> RECORD EXTRACTS
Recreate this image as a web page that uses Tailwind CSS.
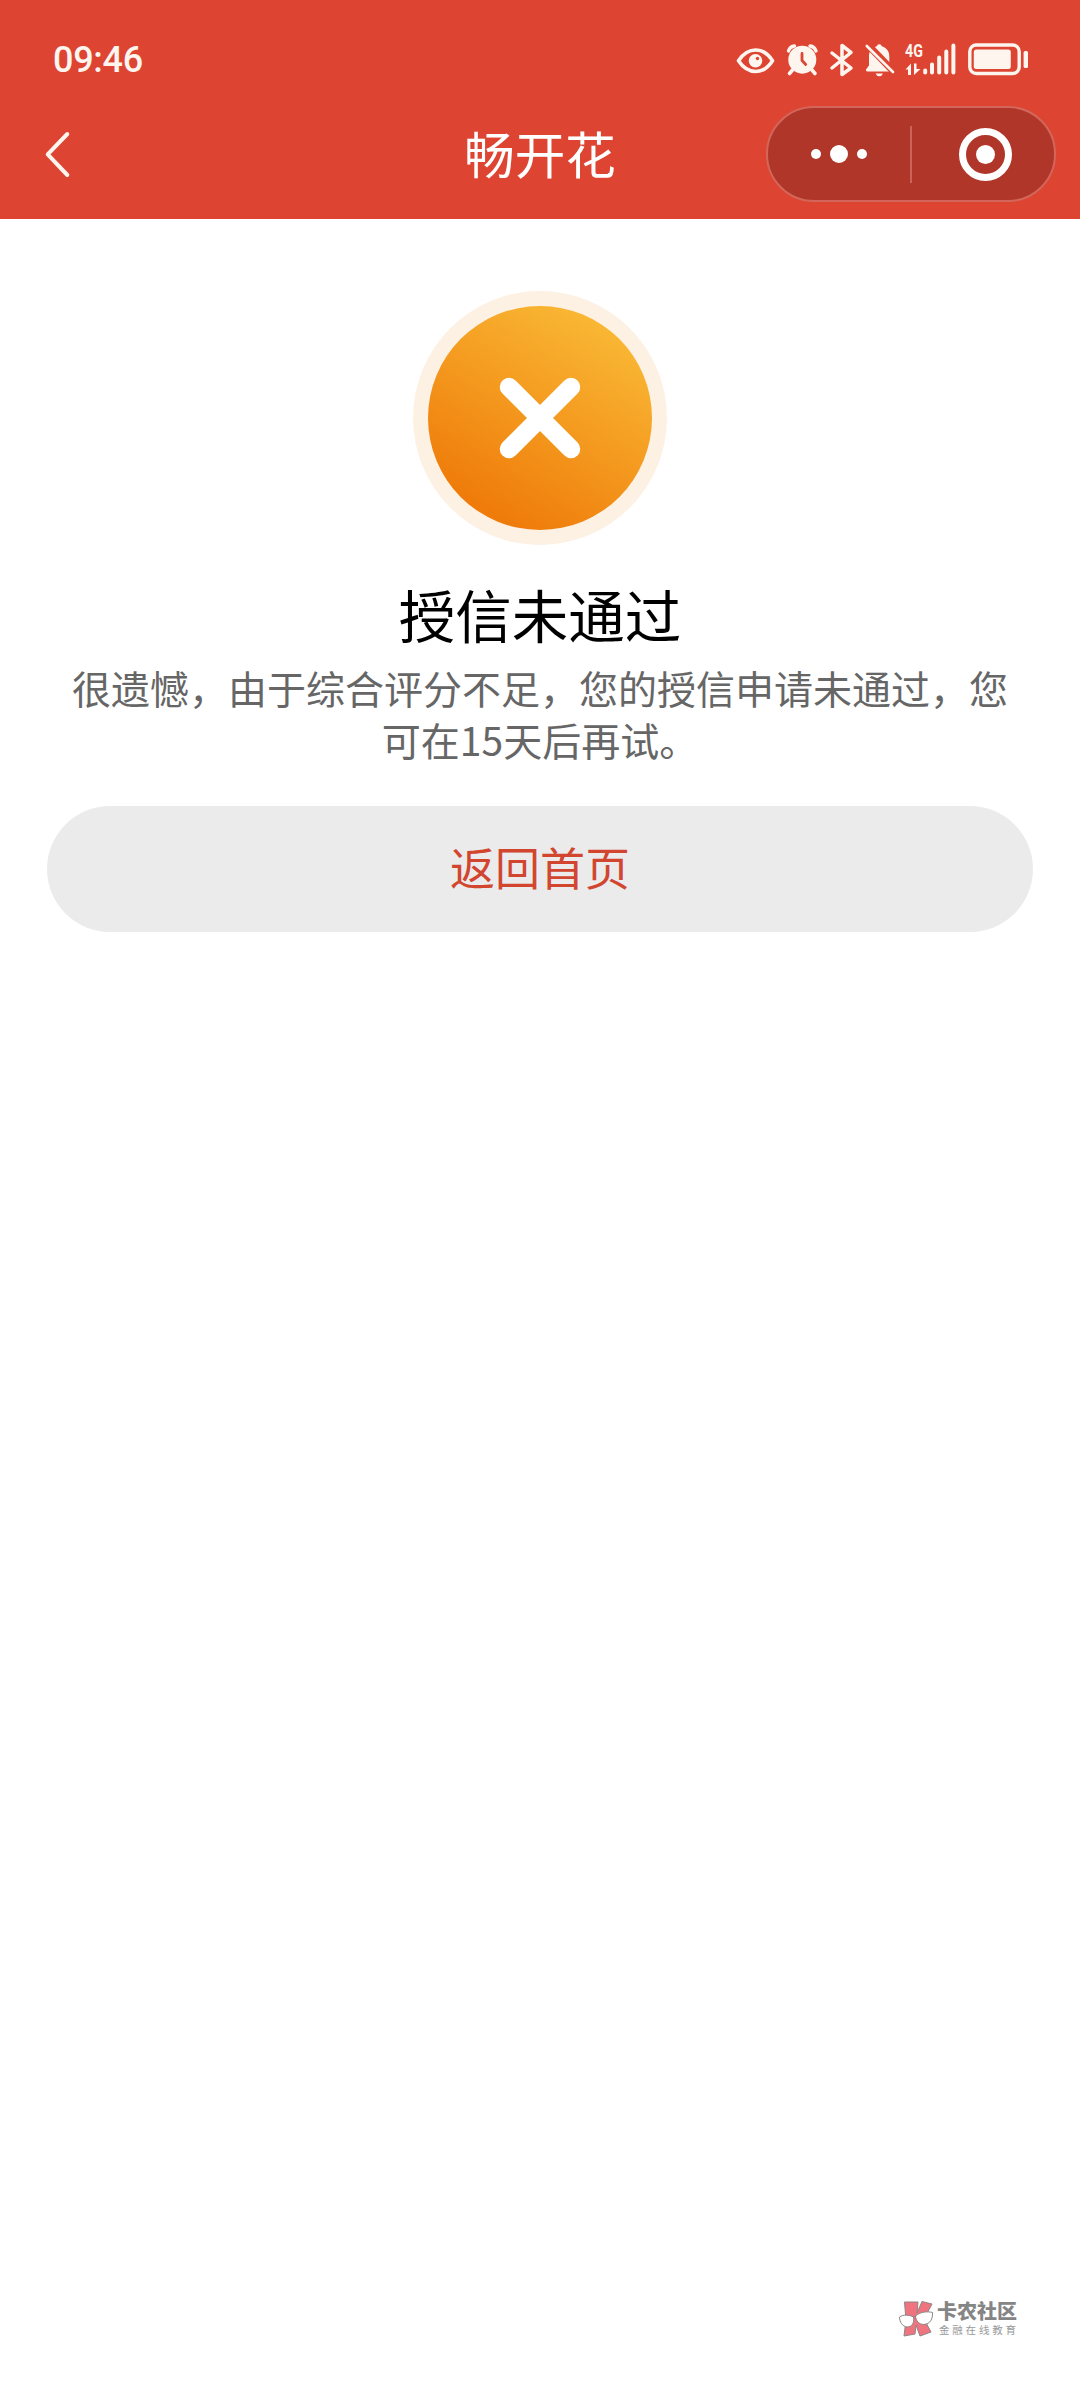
<!DOCTYPE html>
<html lang="zh-CN">
<head>
<meta charset="utf-8">
<title>畅开花</title>
<script src="https://cdn.jsdelivr.net/npm/@tailwindcss/browser@4"></script>
</head>
<body class="bg-white">
<div class="flex h-[2388px] w-[1080px] flex-col overflow-hidden bg-white font-['Noto_Sans_CJK_SC',sans-serif]">
  <header class="h-[219px] shrink-0 bg-[#dd4432] text-[#fff5ef]">
    <!-- status bar -->
    <div class="flex h-[100px] items-center justify-between pt-5 pr-[50px] pl-[53px]">
      <span class="font-[Roboto,sans-serif] text-[36px] leading-10 font-medium tracking-[-.3px]">09:46</span>
      <div class="flex h-10">
        <svg class="h-10 w-[48px]" viewBox="734 40 48 40" fill="none"><path d="M738.5 60.7C748 46.500 763.500 46.500 772.500 60.700C763.500 75 748 75 738.500 60.700Z" stroke="currentColor" stroke-width="3.6" stroke-linejoin="round"/><circle cx="755.500" cy="60.700" r="6.800" fill="currentColor"/><circle cx="757.500" cy="58.500" r="1.700" fill="#dd4432"/></svg>
        <svg class="h-10 w-[44px]" viewBox="782 40 44 40" fill="none" stroke="currentColor" stroke-linecap="round"><circle cx="802.300" cy="59.700" r="14" fill="currentColor" stroke="none"/><path d="M788.500 51Q790 46.500 794.500 46M816 51Q814.500 46.500 810 46" stroke-width="3.400"/><path d="M792.500 70L789.500 73.500M812 70L815 73.500" stroke-width="3.600"/><path d="M802 53.500V60.500L805.700 64.500" stroke="#dd4432" stroke-width="2.800"/></svg>
        <svg class="h-10 w-[36px]" viewBox="826 40 36 40" fill="none"><path d="M832 53L851 68L842 74.500V45.500L851 52.500L832 68" stroke="currentColor" stroke-width="3.500" stroke-linejoin="round" stroke-linecap="round"/></svg>
        <svg class="h-10 w-[40px]" viewBox="862 40 40 40" fill="currentColor"><path d="M876 46.500Q877.500 46.500 877.500 44.800Q879.300 43.600 881 44.800Q881.200 46.300 883 46.700C887.500 48.500 889.300 52 889.300 56.500V63L891.500 69.500L893 71.500H867.500Q865.500 71.500 866 69.500L869 65.500V56.500C869 51 871.500 48 876 46.500Z"/><path d="M875.500 73.500H883Q882 76.200 879.300 76.200Q876.600 76.200 875.500 73.500Z"/><path d="M867 44L895 73" stroke="#dd4432" stroke-width="7"/><path d="M866.800 46L893 72" stroke="currentColor" stroke-width="2.600" stroke-linecap="round"/></svg>
        <div class="flex w-[20px] flex-col pl-[3px]">
          <span class="block h-[21px] w-[24px] origin-left scale-x-75 font-[Roboto,sans-serif] text-[19px] leading-[21px] font-bold">4G</span>
          <svg class="mt-[2px] h-[14px] w-[16px]" viewBox="905 63 16 14" fill="currentColor"><path d="M905.500 69.500L911 63.500V75H908V69.500ZM914 63.500H916.500V69H920.500L914 75Z"/></svg>
        </div>
        <svg class="h-10 w-[40px]" viewBox="922 40 40 40" stroke="currentColor" stroke-width="4" stroke-linecap="round"><path d="M925.200 70.500V72.500M932 64.500V72.500M939.200 57.500V72.500M946.300 51.500V72.500M953.400 45.500V72.500"/></svg>
        <svg class="h-10 w-[68px]" viewBox="962 40 68 40" fill="currentColor"><rect x="969.800" y="45" width="49.400" height="28.500" rx="6.500" fill="none" stroke="currentColor" stroke-width="3.400"/><rect x="973.800" y="49.500" width="37" height="19.500" rx="2.500"/><rect x="1023.600" y="51" width="4.400" height="17" rx="1.500"/></svg>
      </div>
    </div>
    <!-- navigation bar -->
    <div class="grid h-[108px] grid-cols-3 items-center">
      <svg class="ml-[40px] h-[52px] w-[36px]" viewBox="40 128 36 52" fill="none"><path d="M67.300 134L47.700 154.300L67.300 175" stroke="currentColor" stroke-width="4" stroke-linecap="round" stroke-linejoin="round"/></svg>
      <h1 class="pb-[5px] text-center text-[50.5px] leading-[60px] text-white">畅开花</h1>
      <div class="mr-6 flex h-24 w-[290px] items-center justify-self-end rounded-full border-2 border-[#d3665a] bg-[#b03629]">
        <div class="flex w-[142px] items-center justify-center gap-[9px]">
          <span class="size-[10px] rounded-full bg-white"></span><span class="size-[18px] rounded-full bg-white"></span><span class="size-[10px] rounded-full bg-white"></span>
        </div>
        <span class="h-[57px] w-[2px] bg-[#cb6358]"></span>
        <div class="flex flex-1 justify-center pl-[5px]">
          <span class="flex size-[53px] items-center justify-center rounded-full border-[7px] border-white"><span class="size-[19px] rounded-full bg-white"></span></span>
        </div>
      </div>
    </div>
  </header>

  <main class="flex flex-col items-center px-[47px] pt-[72px]">
    <svg class="size-[254px]" viewBox="0 0 254 254">
      <defs><linearGradient id="g" x1=".25" y1=".9" x2=".75" y2=".06"><stop offset="0" stop-color="#ef7c0a"/><stop offset="1" stop-color="#f9b734"/></linearGradient></defs>
      <circle cx="127" cy="127" r="127" fill="#fdf1e4"/>
      <circle cx="127" cy="127" r="112" fill="url(#g)"/>
      <path d="M96 96L158 158M158 96L96 158" stroke="#fff" stroke-width="18.500" stroke-linecap="round"/>
    </svg>
    <h2 class="mt-[30px] text-[56.5px] leading-[76px] text-black">授信未通过</h2>
    <p class="mt-[10px] w-[940px] text-center text-[39px] leading-[52px] text-[#666]">很遗憾，由于综合评分不足，您的授信申请未通过，您<br>可在15天后再试。</p>
    <button class="mt-[41px] h-[126px] w-full rounded-full bg-[#ebebeb] pb-[4px] text-[45px] leading-[60px] text-[#d2452f]">返回首页</button>
  </main>

  <footer class="mt-auto mr-[61px] mb-[50px] flex items-center gap-[3px] self-end">
    <svg class="h-[38px] w-[36px]" viewBox="0 0 36 38" stroke="#8d8585" stroke-width="1"><path d="M6.500 2H20L19 13L24 1.500L34 4L26 19L33 32L22 36L18 25L17 34L6 36L8 20Z" fill="#f0747f"/><path d="M1.500 17C5 14.500 11 14.500 15.500 17C16.500 23 14 27 9 27C4.500 26.500 1.500 22 1.500 17ZM17.500 16C22 12 29 11 34.500 12.500C35 19 32 24 26 24.500C21 24.500 18 21 17.500 16ZM15.500 17L17.500 16" fill="#fff"/></svg>
    <div class="flex w-[82px] flex-col pb-[1px]">
      <span class="text-[20px] leading-[20px] font-black text-[#858585]">卡农社区</span>
      <span class="mt-[2px] pl-[2px] text-[10.500px] leading-[13px] tracking-[2.8px] whitespace-nowrap text-[#999]">金融在线教育</span>
    </div>
  </footer>
</div>
</body>
</html>
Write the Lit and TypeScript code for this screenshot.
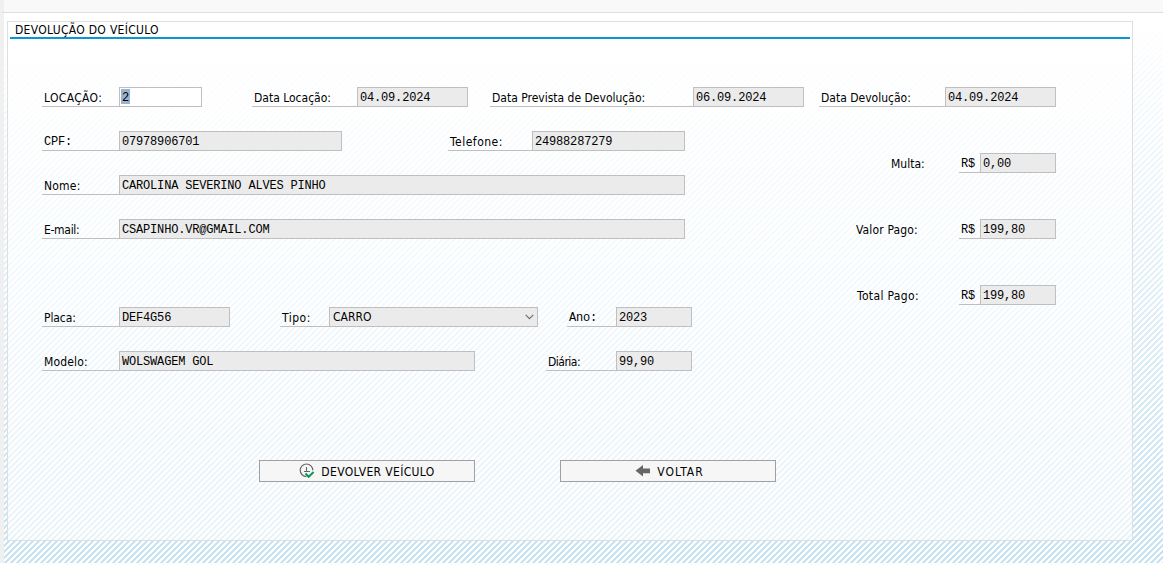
import { LitElement, html, css } from "lit";
import { customElement } from "lit/decorators.js";

interface Field {
  label: string;
  ls?: number;
  mono?: boolean;
  gap: number;
  lw: number;
  value: string;
  w: number;
  kind?: "edit" | "select";
}

const dates: Field[] = [
  { label: "LOCAÇÃO:", ls: 0.35, gap: 0, lw: 77, value: "2", w: 83, kind: "edit" },
  { label: "Data Locação:", gap: 50, lw: 105, value: "04.09.2024", w: 111 },
  { label: "Data Prevista de Devolução:", gap: 22, lw: 203, value: "06.09.2024", w: 111 },
  { label: "Data Devolução:", gap: 15, lw: 126, value: "04.09.2024", w: 111 },
];

const client: Field[][] = [
  [
    { label: "CPF:", mono: true, gap: 0, lw: 77, value: "07978906701", w: 223 },
    { label: "Telefone:", ls: 0.5, gap: 106, lw: 84, value: "24988287279", w: 153 },
  ],
  [{ label: "Nome:", ls: 0.2, gap: 0, lw: 77, value: "CAROLINA SEVERINO ALVES PINHO", w: 566 }],
  [{ label: "E-mail:", ls: -0.3, gap: 0, lw: 77, value: "CSAPINHO.VR@GMAIL.COM", w: 566 }],
];

const vehicle: Field[][] = [
  [
    { label: "Placa:", ls: -0.1, gap: 0, lw: 77, value: "DEF4G56", w: 111 },
    { label: "Tipo:", ls: 0.5, gap: 50, lw: 49, value: "CARRO", w: 209, kind: "select" },
    { label: "Ano:", mono: true, gap: 29, lw: 49, value: "2023", w: 76 },
  ],
  [
    { label: "Modelo:", ls: 0.15, gap: 0, lw: 77, value: "WOLSWAGEM GOL", w: 356 },
    { label: "Diária:", ls: -0.5, gap: 71, lw: 70, value: "99,90", w: 76 },
  ],
];

const totals = [
  { label: "Multa:", x: 34, ls: 0, value: "0,00" },
  { label: "Valor Pago:", x: -1, ls: 0.15, value: "199,80" },
  { label: "Total Pago:", x: 0, ls: 0.35, value: "199,80" },
];

@customElement("app-root")
export class AppRoot extends LitElement {
  static styles = css`
    :host {
      display: block;
      box-sizing: border-box;
      width: 1163px;
      height: 563px;
      overflow: hidden;
      background: #fff;
      color: #000;
      font: 12px/20px "DejaVu Sans Condensed", "DejaVu Sans", sans-serif;
      font-stretch: condensed;
    }
    * { box-sizing: border-box; }
    .frame { display: flex; flex-direction: column; height: 563px; }
    .toolbar { flex: none; height: 13px; background: #f9f9f9; border-bottom: 1px solid #dedede; border-left: 4px solid #f0f0f0; }
    .work {
      flex: 1;
      border-left: 4px solid #f0f0f0;
      padding: 8px 0 0 3px;
      background:
        linear-gradient(to bottom, #fff 0%, rgba(255,255,255,.85) 15%, rgba(255,255,255,.1) 100%),
        url("data:image/svg+xml,%3Csvg xmlns='http://www.w3.org/2000/svg' width='6' height='6' shape-rendering='crispEdges'%3E%3Cpath fill='%23c0dff1' d='M3 0h3v1h-3zM2 1h3v1h-3zM1 2h3v1h-3zM0 3h3v1h-3zM0 4h2v1h-2zM5 4h1v1h-1zM0 5h1v1h-1zM4 5h2v1h-2z'/%3E%3C/svg%3E");
    }
    .panel {
      width: 1126px;
      height: 520px;
      border: 1px solid #dfdfdf;
      background: rgba(255, 255, 255, .6);
      padding: 0 2px;
    }
    .title { height: 17px; line-height: 16px; padding-left: 5px; letter-spacing: .3px; border-bottom: 2px solid #0a96d2; white-space: nowrap; }
    .body { padding: 48px 0 0 32px; }
    .row { display: flex; height: 20px; margin-bottom: 24px; }
    .lbl { flex: none; border-bottom: 1px solid #bfbfbf; padding-left: 2px; line-height: 22px; white-space: pre; }
    .mono, .val { font-family: "Liberation Mono", monospace; font-size: 12px; letter-spacing: -.18px; }
    .val { flex: none; border: 1px solid #bfbfbf; background: #ebebeb; padding-left: 2px; line-height: 20px; white-space: pre; overflow: hidden; }
    .edit { background: #fff; padding-top: 1px; line-height: 16px; }
    .sel { display: inline-block; height: 15px; padding: 0 1px; margin-left: -1px; background: #99b4d1; line-height: 18px; vertical-align: top; }
    .select {
      display: flex; align-items: center; justify-content: space-between; padding: 0 3px;
      font: inherit; line-height: 18px; letter-spacing: 0;
    }
    .cols { display: flex; }
    .left { width: 812px; }
    .spacer { height: 44px; }
    .right { padding-top: 22px; }
    .total { display: flex; height: 20px; margin-bottom: 46px; }
    .cap { width: 105px; line-height: 22px; white-space: nowrap; }
    .cur { width: 21px; }
    .actions { display: flex; gap: 85px; padding: 65px 0 0 217px; }
    .btn {
      width: 216px; height: 22px; border: 1px solid #a0a0a0; background: #f6f6f6; color: #000;
      font: inherit; line-height: 22px; padding: 0; display: flex; align-items: center; justify-content: center; gap: 6px;
    }
    .back { padding-left: 3px; }
    .t1 { letter-spacing: .36px; height: 20px; }
    .t2 { letter-spacing: .95px; height: 20px; }
    svg { flex: none; display: block; }
  `;

  private label(f: Field) {
    return f.mono
      ? html`<span class="lbl mono" style="width:${f.lw}px;margin-left:${f.gap}px">${f.label}</span>`
      : html`<span class="lbl" style="width:${f.lw}px;margin-left:${f.gap}px;letter-spacing:${f.ls ?? 0}px">${f.label}</span>`;
  }

  private value(f: Field) {
    if (f.kind === "edit")
      return html`<span class="val edit" style="width:${f.w}px"><span class="sel">${f.value}</span></span>`;
    if (f.kind === "select")
      return html`<span class="val select" style="width:${f.w}px"><span>${f.value}</span
        ><svg width="9" height="6" viewBox="0 0 9 6"><path d="M.7 .8L4.5 4.6L8.3 .8" fill="none" stroke="#707070" stroke-width="1.2" /></svg></span>`;
    return html`<span class="val" style="width:${f.w}px">${f.value}</span>`;
  }

  private row(fields: Field[]) {
    return html`<div class="row">${fields.map((f) => html`${this.label(f)}${this.value(f)}`)}</div>`;
  }

  render() {
    return html`
      <div class="frame">
        <div class="toolbar"></div>
        <div class="work">
          <section class="panel">
            <div class="title">DEVOLUÇÃO DO VEÍCULO</div>
            <div class="body">
              ${this.row(dates)}
              <div class="cols">
                <div class="left">
                  ${client.map((r) => this.row(r))}
                  <div class="spacer"></div>
                  ${vehicle.map((r) => this.row(r))}
                </div>
                <div class="right">
                  ${totals.map(
                    (t) => html`<div class="total">
                      <span class="cap" style="padding-left:${t.x + 3}px;letter-spacing:${t.ls}px">${t.label}</span
                      ><span class="lbl mono cur">R$</span><span class="val" style="width:76px">${t.value}</span>
                    </div>`
                  )}
                </div>
              </div>
              <div class="actions">
                <button class="btn">
                  <svg width="16" height="16" viewBox="0 0 16 16" fill="none">
                    <path d="M7.5 13.6A6.3 6.3 0 1 1 13.8 7.3" stroke="#666" stroke-width="1.2" />
                    <path d="M7.5 4v4.5M5 8.5h6" stroke="#666" stroke-width="1.1" />
                    <path d="M6.5 10.5l3.2 3.3L14.6 9" stroke="#0b9a58" stroke-width="2" />
                  </svg>
                  <span class="t1">DEVOLVER VEÍCULO</span>
                </button>
                <button class="btn back">
                  <svg width="16" height="16" viewBox="0 0 16 16"><path d="M.5 7.7L8 2v3.4h7v4.8H8v3.3z" fill="#666" /></svg>
                  <span class="t2">VOLTAR</span>
                </button>
              </div>
            </div>
          </section>
        </div>
      </div>
    `;
  }
}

> WORK TO DO
Find the lines holding "image" and list every one.

> ANSWER
Recreate this image as a web page that uses Tailwind CSS.
        url("data:image/svg+xml,%3Csvg xmlns='http://www.w3.org/2000/svg' width='6' height='6' shape-rendering='crispEdges'%3E%3Cpath fill='%23c0dff1' d='M3 0h3v1h-3zM2 1h3v1h-3zM1 2h3v1h-3zM0 3h3v1h-3zM0 4h2v1h-2zM5 4h1v1h-1zM0 5h1v1h-1zM4 5h2v1h-2z'/%3E%3C/svg%3E");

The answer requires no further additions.